Al-Qaida militants have been presenting themselves as the Sunnis’ champions against the government. Still, major Sunni tribes in Anbar and elsewhere oppose al-Qaida and are fighting against it.

After the dispersing of the sit-in, Prime Minister Nouri al-Maliki on Wednesday pulled troops from Anbar, allowing area police to take over security duties. That was a main demand of discontented Sunni politicians who see the army as a tool al-Maliki uses to target his rivals and consolidate power.

But soon after the pullout, the militants launched the simultaneous assaults in Ramadi, Fallujah and at least two other nearby towns. They seized police stations and military posts, freed prisoners and fanned out in the streets, setting up checkpoints. Some were seen cruising in captured security forces’ vehicles, waving black al-Qaida banners.

Al-Maliki quickly ordered military reinforcements back in and called on Sunni tribesmen to help in the fight against the militants.

The heaviest fighting Thursday happened in Fallujah, 40 miles west of Baghdad, where two security officials said their forces were meeting particularly heavy resistance from al-Qaida fighters. There was no immediate word on casualties.

Security forces also arrested a Shiite cleric who leads an Iranian-backed militia. Sunnis have long accused the government of targeting only Sunni militant groups while blessing Shiite ones.

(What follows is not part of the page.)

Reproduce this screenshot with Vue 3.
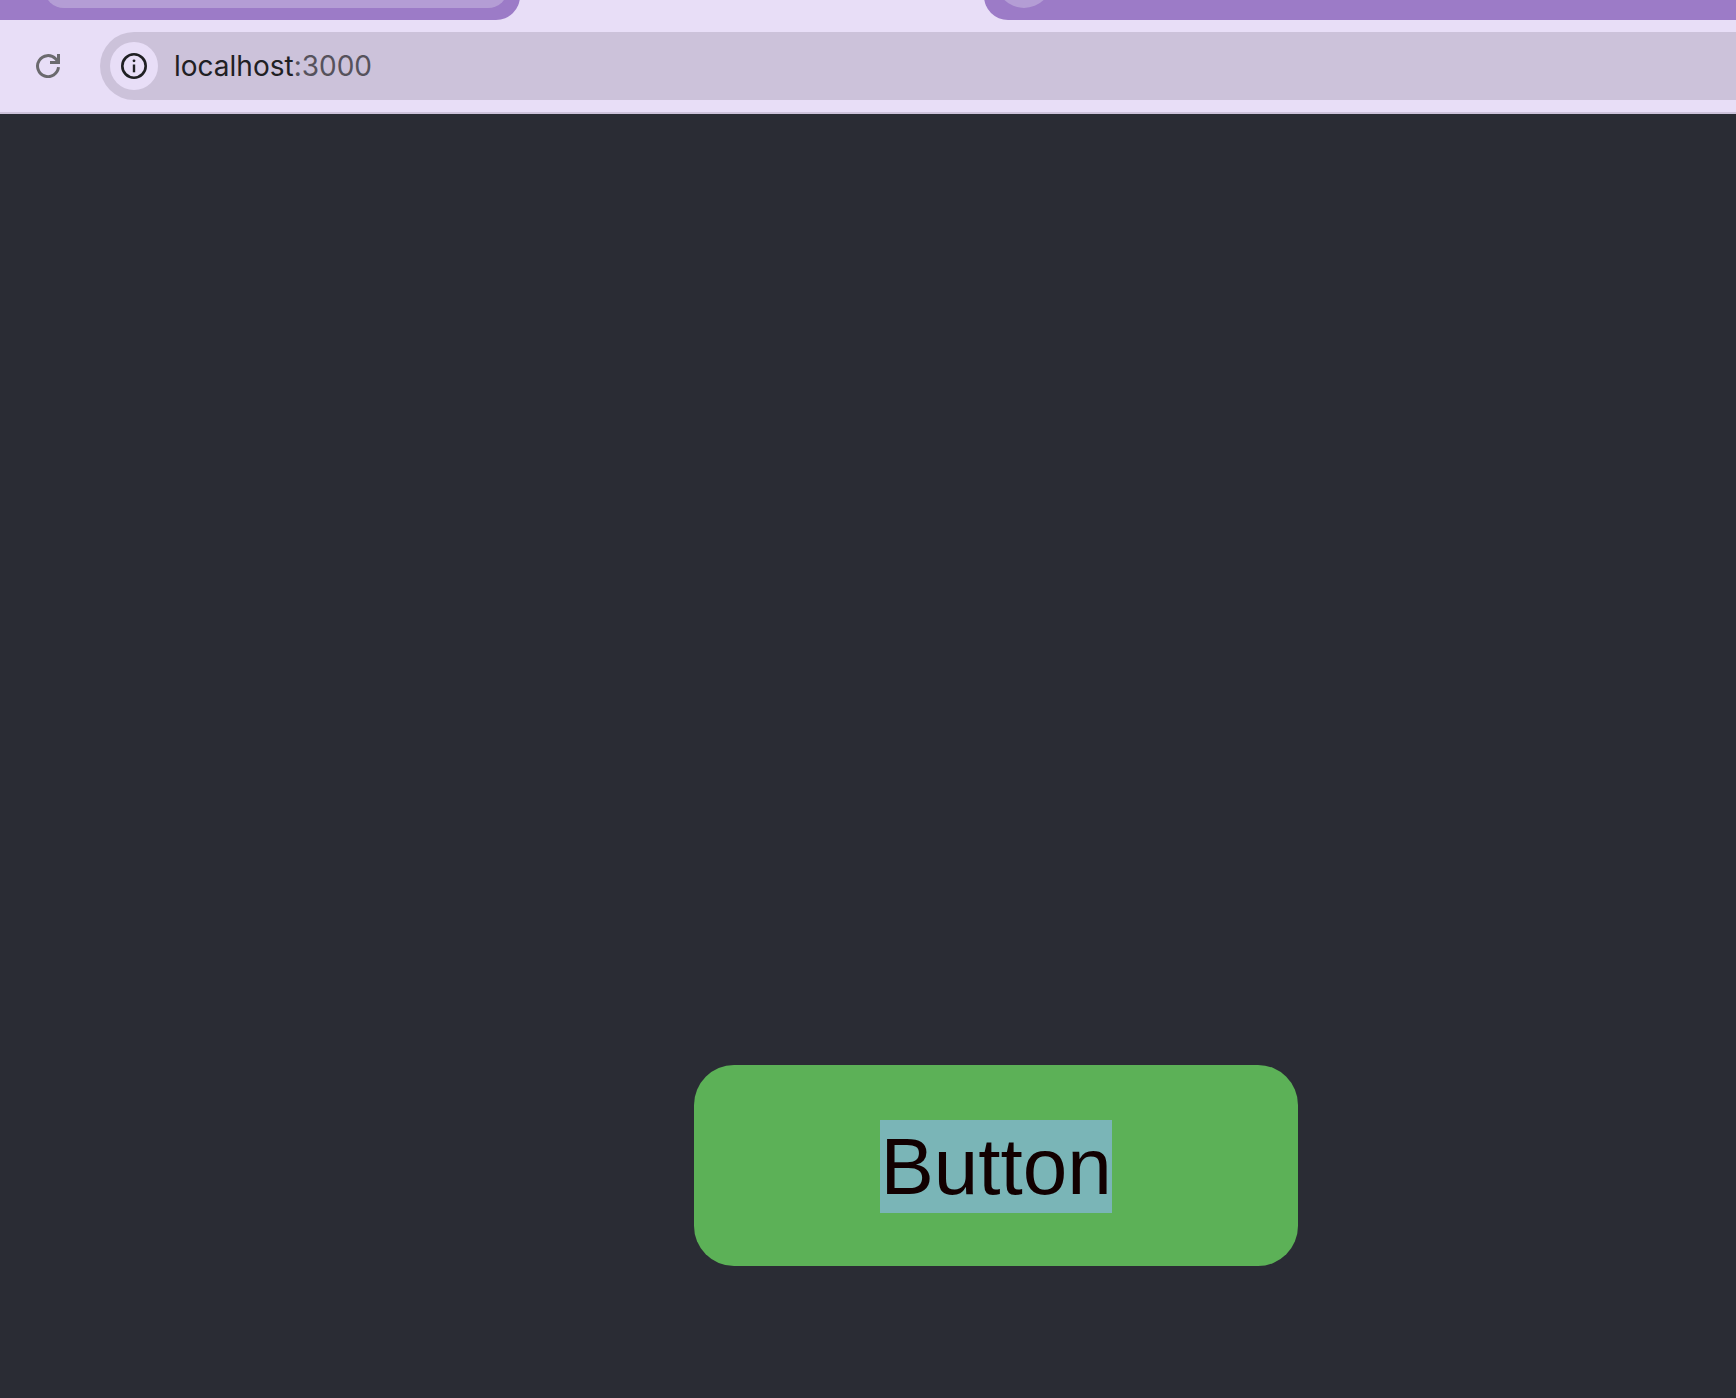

Interior Ministry spokesman Saad Maan Ibrahim said the cleric, Wathiq al-Batat, was arrested in Baghdad on Wednesday. He gave no further details.

Al-Batat has been wanted by the government since last year. He formed the so-called Mukhtar Army to protect Shiites from attacks by Sunni extremists, and claims to have more than 1 million members, a number that has not been independently verified.

He took responsibility in November for firing six mortar shells at a region of Saudi Arabia bordering Iraq and Kuwait, describing it as retaliation for Saudi religious decrees that he said insult Shiites and encourage killing them. He also claimed responsibility for attacks on a camp hosting an Iranian opposition group.

Al-Batat was previously a leader in Iraq’s Hezbollah Brigades, which is not related to the better-known Lebanese Hezbollah. Hezbollah in Iraq is believed to be funded and trained by Iran’s elite Revolutionary Guard and was among the Shiite militias that targeted U.S. military bases months before their December 2011 withdrawal.

Iraq has seen an increased wave of sectarian violence since last April, when security forces broke up a Sunni protest in a bloody crackdown. Since then, militant attacks have swelled, and Shiite militias have grown more active. The United Nations said Wednesday that 2013 had Iraq’s highest annual death toll since the worst of the sectarian bloodletting began to subside in 2007, with 7,818 civilians killed. The U.N.’s figures for both civilians and security forces over the year totaled 8,868.